§ **What is needed**
Leave out the pictures and restate the rest of the data exactly.

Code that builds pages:
┄┄┄┄┄┄┄┄┄┄┄┄┄┄┄┄┄┄┄┄

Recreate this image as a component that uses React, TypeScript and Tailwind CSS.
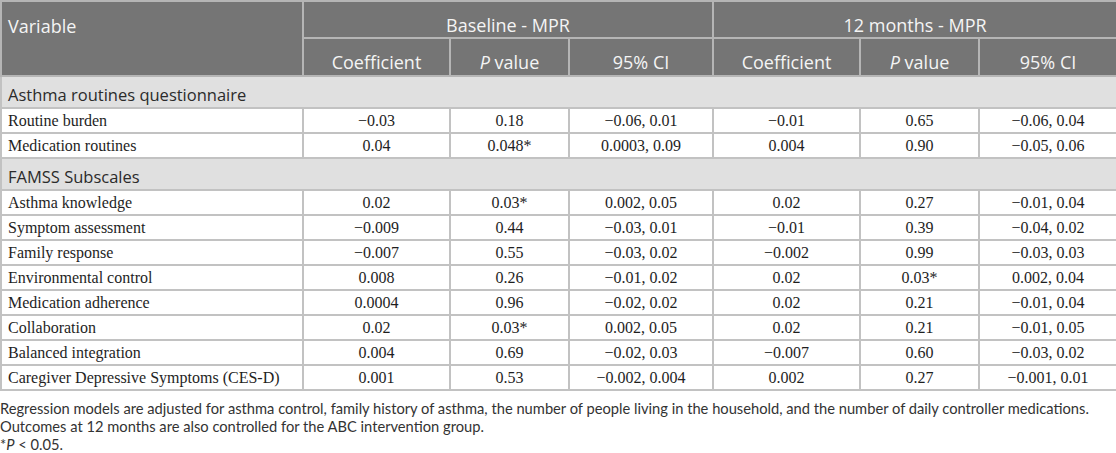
const sans = { fontFamily: '"Open Sans", "Liberation Sans", sans-serif' }

type Row = { label: string; v: string[] }

const routines: Row[] = [
  { label: 'Routine burden', v: ['−0.03', '0.18', '−0.06, 0.01', '−0.01', '0.65', '−0.06, 0.04'] },
  { label: 'Medication routines', v: ['0.04', '0.048*', '0.0003, 0.09', '0.004', '0.90', '−0.05, 0.06'] },
]

const famss: Row[] = [
  { label: 'Asthma knowledge', v: ['0.02', '0.03*', '0.002, 0.05', '0.02', '0.27', '−0.01, 0.04'] },
  { label: 'Symptom assessment', v: ['−0.009', '0.44', '−0.03, 0.01', '−0.01', '0.39', '−0.04, 0.02'] },
  { label: 'Family response', v: ['−0.007', '0.55', '−0.03, 0.02', '−0.002', '0.99', '−0.03, 0.03'] },
  { label: 'Environmental control', v: ['0.008', '0.26', '−0.01, 0.02', '0.02', '0.03*', '0.002, 0.04'] },
  { label: 'Medication adherence', v: ['0.0004', '0.96', '−0.02, 0.02', '0.02', '0.21', '−0.01, 0.04'] },
  { label: 'Collaboration', v: ['0.02', '0.03*', '0.002, 0.05', '0.02', '0.21', '−0.01, 0.05'] },
  { label: 'Balanced integration', v: ['0.004', '0.69', '−0.02, 0.03', '−0.007', '0.60', '−0.03, 0.02'] },
  { label: 'Caregiver Depressive Symptoms (CES-D)', v: ['0.001', '0.53', '−0.002, 0.004', '0.002', '0.27', '−0.001, 0.01'] },
]

const DataRow = ({ row }: { row: Row }) => (
  <tr className="h-[25px]">
    <td className="border-2 border-[#c2c2c2] px-[6px] text-left">{row.label}</td>
    {row.v.map((x, i) => (
      <td key={i} className="border-2 border-[#c2c2c2] px-2 text-center">
        {x}
      </td>
    ))}
  </tr>
)

const Section = ({ title }: { title: string }) => (
  <tr className="h-[32px] bg-[#e0e0e0]">
    <td colSpan={7} className="border-2 border-[#c2c2c2] px-[6px] pb-[4px] align-bottom text-[16.5px] text-[#2b2b2b]" style={sans}>
      {title}
    </td>
  </tr>
)

const PValue = () => (
  <>
    <span className="italic">P</span> value
  </>
)

export default function App() {
  return (
    <div className="w-[1116px] h-[453px] bg-white overflow-hidden">
      <table
        className="w-[1116px] table-fixed border-collapse text-[16px] leading-none text-[#1e1e1e]"
        style={{ fontFamily: '"Liberation Serif", "Times New Roman", serif' }}
      >
        <colgroup>
          <col className="w-[302px]" />
          <col className="w-[147px]" />
          <col className="w-[119px]" />
          <col className="w-[144px]" />
          <col className="w-[147px]" />
          <col className="w-[119px]" />
          <col className="w-[138px]" />
        </colgroup>
        <thead className="bg-[#757575] text-[18px] text-[#f4f4f4]" style={sans}>
          <tr className="h-[37px]">
            <th rowSpan={2} className="border-2 border-[#b5b5b5] px-[6px] pt-[15px] align-top text-left font-normal">
              Variable
            </th>
            <th colSpan={3} className="border-2 border-[#b5b5b5] pb-[3px] align-bottom font-normal">
              Baseline - MPR
            </th>
            <th colSpan={3} className="border-2 border-[#b5b5b5] pb-[3px] align-bottom font-normal">
              12 months - MPR
            </th>
          </tr>
          <tr className="h-[38px]">
            <th className="border-2 border-[#b5b5b5] pb-[4px] align-bottom font-normal">Coefficient</th>
            <th className="border-2 border-[#b5b5b5] pb-[4px] align-bottom font-normal"><PValue /></th>
            <th className="border-2 border-[#b5b5b5] pb-[4px] align-bottom font-normal">95% CI</th>
            <th className="border-2 border-[#b5b5b5] pb-[4px] align-bottom font-normal">Coefficient</th>
            <th className="border-2 border-[#b5b5b5] pb-[4px] align-bottom font-normal"><PValue /></th>
            <th className="border-2 border-[#b5b5b5] pb-[4px] align-bottom font-normal">95% CI</th>
          </tr>
        </thead>
        <tbody>
          <Section title="Asthma routines questionnaire" />
          {routines.map((r) => (
            <DataRow key={r.label} row={r} />
          ))}
          <Section title="FAMSS Subscales" />
          {famss.map((r) => (
            <DataRow key={r.label} row={r} />
          ))}
        </tbody>
      </table>
      <div
        className="mt-[8px] text-[14.7px] leading-[18px] text-[#333] whitespace-nowrap"
        style={{ fontFamily: 'Lato, "Open Sans", sans-serif' }}
      >
        <p>
          Regression models are adjusted for asthma control, family history of asthma, the number of people living in the household, and the number of daily controller medications.
        </p>
        <p>Outcomes at 12 months are also controlled for the ABC intervention group.</p>
        <p>
          *<span className="italic">P</span> &lt; 0.05.
        </p>
      </div>
    </div>
  )
}
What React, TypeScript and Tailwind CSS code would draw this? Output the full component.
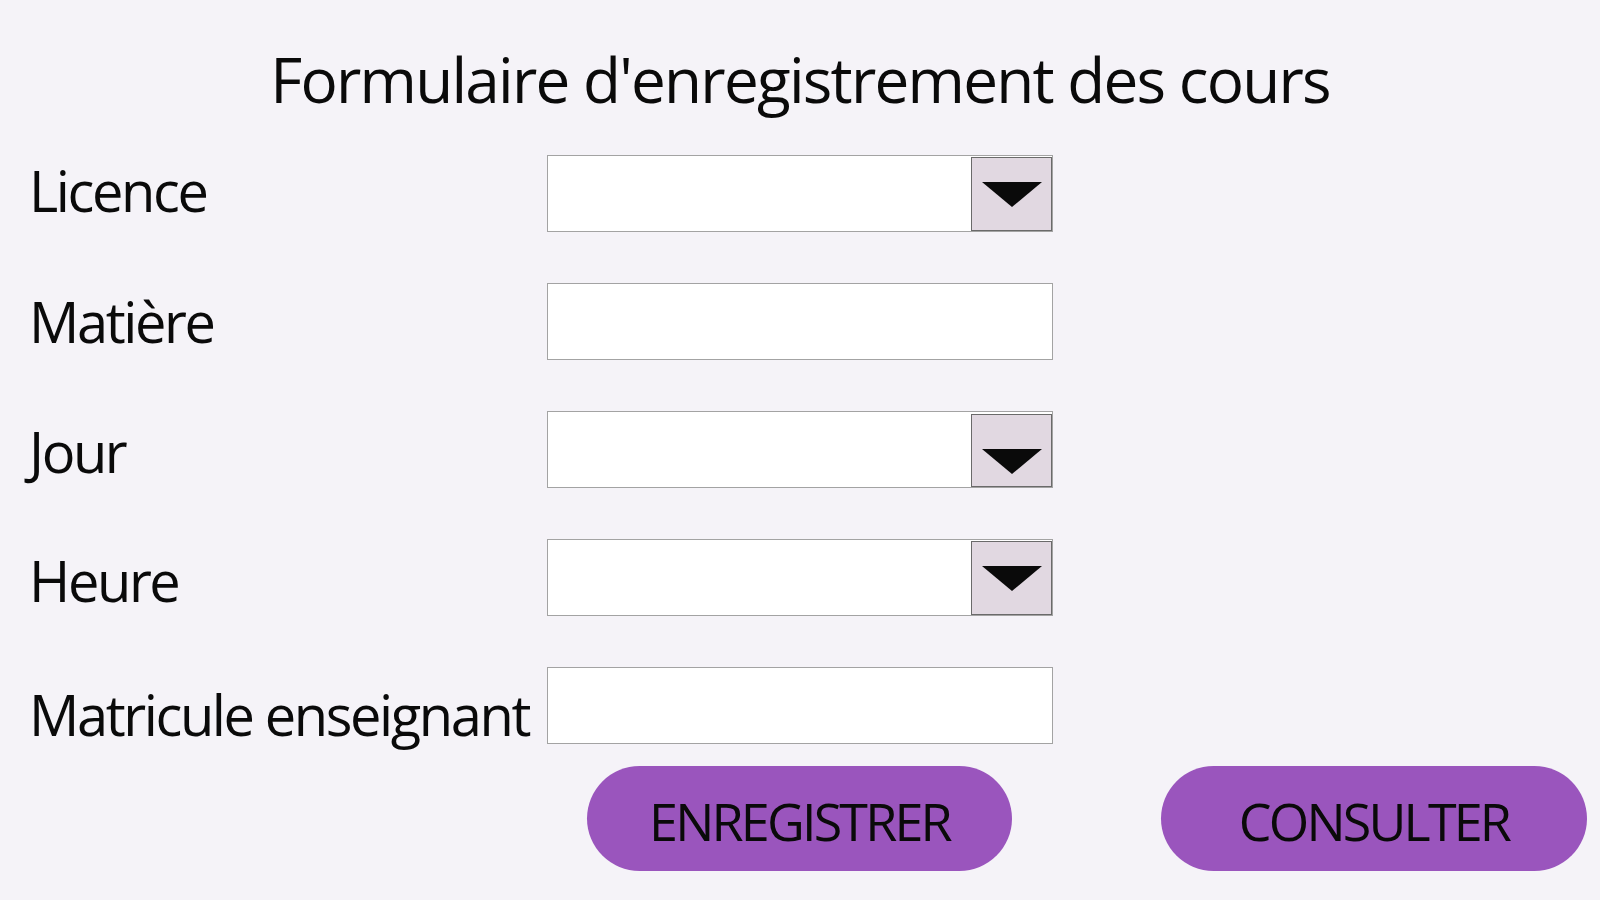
import React from 'react'

const font = { fontFamily: '"Open Sans", "Noto Sans", sans-serif' }

type Field = {
  label: string
  labelClass: string
  dropdown?: boolean
  jour?: boolean
}

const fields: Field[] = [
  { label: 'Licence', labelClass: 'mt-[7px]', dropdown: true },
  { label: 'Matière', labelClass: 'mt-[10px]' },
  { label: 'Jour', labelClass: 'mt-[12px]', dropdown: true, jour: true },
  { label: 'Heure', labelClass: 'mt-[13px]', dropdown: true },
  { label: 'Matricule enseignant', labelClass: 'mt-[19px]' },
]

function Arrow() {
  return (
    <svg width="60" height="25" viewBox="0 0 60 25">
      <polygon points="0,0 60,0 30,25" fill="#0a0a0a" />
    </svg>
  )
}

export default function App() {
  return (
    <div className="w-[1600px] h-[900px] bg-[#f5f3f8] text-[#0a0a0a] overflow-hidden" style={font}>
      <h1 className="pt-[48px] h-[155px] text-center text-[62px] leading-none font-normal tracking-[-1.75px]">
        Formulaire d'enregistrement des cours
      </h1>

      <div className="flex flex-col gap-[51px] pl-[29px]">
        {fields.map((f) => (
          <div key={f.label} className="flex items-start">
            <span className={`w-[518px] text-[56px] leading-none whitespace-nowrap tracking-[-2.4px] ${f.labelClass}`}>
              {f.label}
            </span>
            <div className="w-[506px] h-[77px] bg-white border border-[#a3a3a3] flex justify-end">
              {f.dropdown && (
                <div
                  className={
                    f.jour
                      ? 'w-[81px] h-[73px] mt-[2px] pt-[34px] bg-[#e1d8e1] border border-[#6a6a6a] flex justify-center items-start'
                      : 'w-[81px] h-[74px] mt-[1px] bg-[#e1d8e1] border border-[#6a6a6a] flex justify-center items-center'
                  }
                >
                  <Arrow />
                </div>
              )}
            </div>
          </div>
        ))}
      </div>

      <div className="flex mt-[22px] pl-[587px] gap-[149px]">
        <button className="w-[425px] h-[105px] pt-[5px] rounded-full bg-[#9a55bd] text-[52px] leading-none tracking-[-2.8px] text-[#0a0a0a]">
          ENREGISTRER
        </button>
        <button className="w-[426px] h-[105px] pt-[5px] rounded-full bg-[#9a55bd] text-[52px] leading-none tracking-[-2.8px] text-[#0a0a0a]">
          CONSULTER
        </button>
      </div>
    </div>
  )
}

┄┄┄┄┄┄┄┄┄┄┄┄┄┄┄┄┄┄┄┄

§ **Worked solution**
Recreate this image as a component that uses React, TypeScript and Tailwind CSS.
const sans = { fontFamily: '"Open Sans", "Liberation Sans", sans-serif' }

type Row = { label: string; v: string[] }

const routines: Row[] = [
  { label: 'Routine burden', v: ['−0.03', '0.18', '−0.06, 0.01', '−0.01', '0.65', '−0.06, 0.04'] },
  { label: 'Medication routines', v: ['0.04', '0.048*', '0.0003, 0.09', '0.004', '0.90', '−0.05, 0.06'] },
]

const famss: Row[] = [
  { label: 'Asthma knowledge', v: ['0.02', '0.03*', '0.002, 0.05', '0.02', '0.27', '−0.01, 0.04'] },
  { label: 'Symptom assessment', v: ['−0.009', '0.44', '−0.03, 0.01', '−0.01', '0.39', '−0.04, 0.02'] },
  { label: 'Family response', v: ['−0.007', '0.55', '−0.03, 0.02', '−0.002', '0.99', '−0.03, 0.03'] },
  { label: 'Environmental control', v: ['0.008', '0.26', '−0.01, 0.02', '0.02', '0.03*', '0.002, 0.04'] },
  { label: 'Medication adherence', v: ['0.0004', '0.96', '−0.02, 0.02', '0.02', '0.21', '−0.01, 0.04'] },
  { label: 'Collaboration', v: ['0.02', '0.03*', '0.002, 0.05', '0.02', '0.21', '−0.01, 0.05'] },
  { label: 'Balanced integration', v: ['0.004', '0.69', '−0.02, 0.03', '−0.007', '0.60', '−0.03, 0.02'] },
  { label: 'Caregiver Depressive Symptoms (CES-D)', v: ['0.001', '0.53', '−0.002, 0.004', '0.002', '0.27', '−0.001, 0.01'] },
]

const DataRow = ({ row }: { row: Row }) => (
  <tr className="h-[25px]">
    <td className="border-2 border-[#c2c2c2] px-[6px] text-left">{row.label}</td>
    {row.v.map((x, i) => (
      <td key={i} className="border-2 border-[#c2c2c2] px-2 text-center">
        {x}
      </td>
    ))}
  </tr>
)

const Section = ({ title }: { title: string }) => (
  <tr className="h-[32px] bg-[#e0e0e0]">
    <td colSpan={7} className="border-2 border-[#c2c2c2] px-[6px] pb-[4px] align-bottom text-[16.5px] text-[#2b2b2b]" style={sans}>
      {title}
    </td>
  </tr>
)

const PValue = () => (
  <>
    <span className="italic">P</span> value
  </>
)

export default function App() {
  return (
    <div className="w-[1116px] h-[453px] bg-white overflow-hidden">
      <table
        className="w-[1116px] table-fixed border-collapse text-[16px] leading-none text-[#1e1e1e]"
        style={{ fontFamily: '"Liberation Serif", "Times New Roman", serif' }}
      >
        <colgroup>
          <col className="w-[302px]" />
          <col className="w-[147px]" />
          <col className="w-[119px]" />
          <col className="w-[144px]" />
          <col className="w-[147px]" />
          <col className="w-[119px]" />
          <col className="w-[138px]" />
        </colgroup>
        <thead className="bg-[#757575] text-[18px] text-[#f4f4f4]" style={sans}>
          <tr className="h-[37px]">
            <th rowSpan={2} className="border-2 border-[#b5b5b5] px-[6px] pt-[15px] align-top text-left font-normal">
              Variable
            </th>
            <th colSpan={3} className="border-2 border-[#b5b5b5] pb-[3px] align-bottom font-normal">
              Baseline - MPR
            </th>
            <th colSpan={3} className="border-2 border-[#b5b5b5] pb-[3px] align-bottom font-normal">
              12 months - MPR
            </th>
          </tr>
          <tr className="h-[38px]">
            <th className="border-2 border-[#b5b5b5] pb-[4px] align-bottom font-normal">Coefficient</th>
            <th className="border-2 border-[#b5b5b5] pb-[4px] align-bottom font-normal"><PValue /></th>
            <th className="border-2 border-[#b5b5b5] pb-[4px] align-bottom font-normal">95% CI</th>
            <th className="border-2 border-[#b5b5b5] pb-[4px] align-bottom font-normal">Coefficient</th>
            <th className="border-2 border-[#b5b5b5] pb-[4px] align-bottom font-normal"><PValue /></th>
            <th className="border-2 border-[#b5b5b5] pb-[4px] align-bottom font-normal">95% CI</th>
          </tr>
        </thead>
        <tbody>
          <Section title="Asthma routines questionnaire" />
          {routines.map((r) => (
            <DataRow key={r.label} row={r} />
          ))}
          <Section title="FAMSS Subscales" />
          {famss.map((r) => (
            <DataRow key={r.label} row={r} />
          ))}
        </tbody>
      </table>
      <div
        className="mt-[8px] text-[14.7px] leading-[18px] text-[#333] whitespace-nowrap"
        style={{ fontFamily: 'Lato, "Open Sans", sans-serif' }}
      >
        <p>
          Regression models are adjusted for asthma control, family history of asthma, the number of people living in the household, and the number of daily controller medications.
        </p>
        <p>Outcomes at 12 months are also controlled for the ABC intervention group.</p>
        <p>
          *<span className="italic">P</span> &lt; 0.05.
        </p>
      </div>
    </div>
  )
}
What React, TypeScript and Tailwind CSS code would draw this? Output the full component.
import React from 'react'

const font = { fontFamily: '"Open Sans", "Noto Sans", sans-serif' }

type Field = {
  label: string
  labelClass: string
  dropdown?: boolean
  jour?: boolean
}

const fields: Field[] = [
  { label: 'Licence', labelClass: 'mt-[7px]', dropdown: true },
  { label: 'Matière', labelClass: 'mt-[10px]' },
  { label: 'Jour', labelClass: 'mt-[12px]', dropdown: true, jour: true },
  { label: 'Heure', labelClass: 'mt-[13px]', dropdown: true },
  { label: 'Matricule enseignant', labelClass: 'mt-[19px]' },
]

function Arrow() {
  return (
    <svg width="60" height="25" viewBox="0 0 60 25">
      <polygon points="0,0 60,0 30,25" fill="#0a0a0a" />
    </svg>
  )
}

export default function App() {
  return (
    <div className="w-[1600px] h-[900px] bg-[#f5f3f8] text-[#0a0a0a] overflow-hidden" style={font}>
      <h1 className="pt-[48px] h-[155px] text-center text-[62px] leading-none font-normal tracking-[-1.75px]">
        Formulaire d'enregistrement des cours
      </h1>

      <div className="flex flex-col gap-[51px] pl-[29px]">
        {fields.map((f) => (
          <div key={f.label} className="flex items-start">
            <span className={`w-[518px] text-[56px] leading-none whitespace-nowrap tracking-[-2.4px] ${f.labelClass}`}>
              {f.label}
            </span>
            <div className="w-[506px] h-[77px] bg-white border border-[#a3a3a3] flex justify-end">
              {f.dropdown && (
                <div
                  className={
                    f.jour
                      ? 'w-[81px] h-[73px] mt-[2px] pt-[34px] bg-[#e1d8e1] border border-[#6a6a6a] flex justify-center items-start'
                      : 'w-[81px] h-[74px] mt-[1px] bg-[#e1d8e1] border border-[#6a6a6a] flex justify-center items-center'
                  }
                >
                  <Arrow />
                </div>
              )}
            </div>
          </div>
        ))}
      </div>

      <div className="flex mt-[22px] pl-[587px] gap-[149px]">
        <button className="w-[425px] h-[105px] pt-[5px] rounded-full bg-[#9a55bd] text-[52px] leading-none tracking-[-2.8px] text-[#0a0a0a]">
          ENREGISTRER
        </button>
        <button className="w-[426px] h-[105px] pt-[5px] rounded-full bg-[#9a55bd] text-[52px] leading-none tracking-[-2.8px] text-[#0a0a0a]">
          CONSULTER
        </button>
      </div>
    </div>
  )
}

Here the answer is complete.